Однако… в эту пору всевластие партии уже покатилось вниз по наклонной. Прежнее время, когда просто давалось указание Верховному Совету, ушло безвозвратно. Мы могли добиться результатов только путем объяснения, разъяснения, пропаганды. Ни один язык нельзя сделать государственным только декретом. Суть задачи заключалась в оказании всесторонней финансовой, организационной, научно-методической помощи для становления казахского языка как государственного, а это требует многолетнего упорного труда.
В первую очередь государственный статус казахского языка нужен самим казахам. Они не виноваты в том, что многие из них плохо знали родной язык или не знали его вовсе из-за того, что в прошлом намеренно сокращалась потребность в нем. Введение второго государственного языка ограничило бы казахский язык и углубило бы его фактическое неравенство, что было бы исторической несправедливостью по отношению к казахам. Несомненно, это свидетельствовало бы и о нашем бессилии в устранении последствий прежней имперской политики.

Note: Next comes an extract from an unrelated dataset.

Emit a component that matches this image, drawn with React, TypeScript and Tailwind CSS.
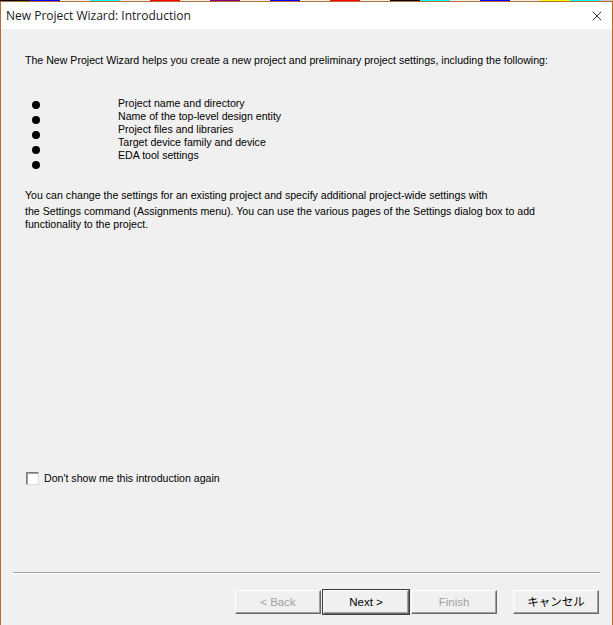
import { X } from "lucide-react";

const items = [
  "Project name and directory",
  "Name of the top-level design entity",
  "Project files and libraries",
  "Target device family and device",
  "EDA tool settings",
];

const strip = [
  "#000", "#00f", "#f0f0f0", "#0ff", "#f0f0f0", "#f00", "#f0f0f0", "#800080", "#f0f0f0", "#00f",
  "#f0f0f0", "#f00", "#f0f0f0", "#000", "#0ff", "#f0f0f0", "#00f", "#f0f0f0", "#ff0", "#0ff",
];

function Button({ label, disabled, primary }: { label: string; disabled?: boolean; primary?: boolean }) {
  return (
    <div className={primary ? "border border-[#3c3c3c]" : "border border-transparent"}>
      <div className="w-[86px] h-[24px] flex items-center justify-center bg-[#f0f0f0] border-t border-l border-t-white border-l-white border-b border-r border-b-[#696969] border-r-[#696969] shadow-[inset_-1px_-1px_0_#a0a0a0]">
        <span className={disabled ? "text-[#a0a0a0]" : "text-black"}>{label}</span>
      </div>
    </div>
  );
}

export default function App() {
  return (
    <div className="w-[613px] h-[625px] flex flex-col bg-[#f0f0f0] text-[10.6px] leading-[13px] text-black font-['Liberation_Sans','Noto_Sans_CJK_JP',sans-serif] overflow-hidden">
      <div className="h-[1px] flex bg-[#c8c8c8]">
        {strip.map((c, i) => (
          <div key={i} className="w-[30px] h-[1px]" style={{ backgroundColor: c }} />
        ))}
      </div>
      <div className="flex-1 flex flex-col border-l border-r border-t border-[#b86a30]">
        <div className="h-[27px] bg-white flex items-center justify-between pl-[5px] pr-[7px]">
          <span className="text-[12px] font-['Open_Sans',sans-serif] text-[#1a1a1a]">New Project Wizard: Introduction</span>
          <X size={16} strokeWidth={1.2} className="text-black" />
        </div>
        <div className="flex-1 flex flex-col px-[24px] pt-[25px]">
          <p>The New Project Wizard helps you create a new project and preliminary project settings, including the following:</p>
          <div className="flex mt-[30px]">
            <div className="w-[93px] pl-[7px] flex flex-col">
              {[0, 1, 2, 3, 4].map((i) => (
                <div key={i} className="h-[15px] flex items-center">
                  <div className="w-[8px] h-[8px] bg-black rounded-full" />
                </div>
              ))}
            </div>
            <div className="flex flex-col">
              {items.map((t) => (
                <div key={t} className="h-[13px]">{t}</div>
              ))}
            </div>
          </div>
          <p className="mt-[17px]">You can change the settings for an existing project and specify additional project-wide settings with</p>
          <p className="mt-[3px]">
            the Settings command (Assignments menu). You can use the various pages of the Settings dialog box to add
            <br />
            functionality to the project.
          </p>
          <div className="flex-1" />
          <label className="flex items-center gap-[5px] mb-[87px] ml-[1px]">
            <span className="w-[13px] h-[13px] bg-white border-t border-l border-[#7a7a7a] border-b border-r border-b-[#dcdcdc] border-r-[#dcdcdc] shadow-[inset_1px_1px_0_#a0a0a0]" />
            <span>Don't show me this introduction again</span>
          </label>
        </div>
        <div className="mx-[12px] h-[2px] border-t border-[#a0a0a0] border-b border-b-white" />
        <div className="flex justify-end items-center pr-[12px] pt-[15px] pb-[10px] text-[11.5px]">
          <div className="flex">
            <Button label="< Back" disabled />
            <Button label="Next >" primary />
            <Button label="Finish" disabled />
          </div>
          <div className="ml-[14px]">
            <Button label="キャンセル" />
          </div>
        </div>
      </div>
    </div>
  );
}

Есть и другая проблема: тот факт, что казахский язык не будет являться основным языком страны, поставит казахов в унизительное положение в глазах соседних народов стран Центральной Азии. Это станет постоянным фактором дестабилизации, позволяющим использовать его пронационалистическим группам. Примечательно то, что мы пришли к всеобщему пониманию: государственный статус казахского языка заключается не в том, чтобы сузить сферу применения русского языка, а в том, чтобы предотвратить исчезновение казахского языка и поднять его до уровня русского языка в Казахстане. В ходе языковых дискуссий не остался без внимания и тот важный факт, что у русского языка имеется могучая и вечная колыбель в лице соседней России, и в таком случае неразумно говорить об угрозе этому великому языку. А вот угроза казахскому языку была огромной. Ахмет Байтурсынов, в свое время предсказавший эту опасность, недаром изрек: «Без родной речи и сам народ исчезнет».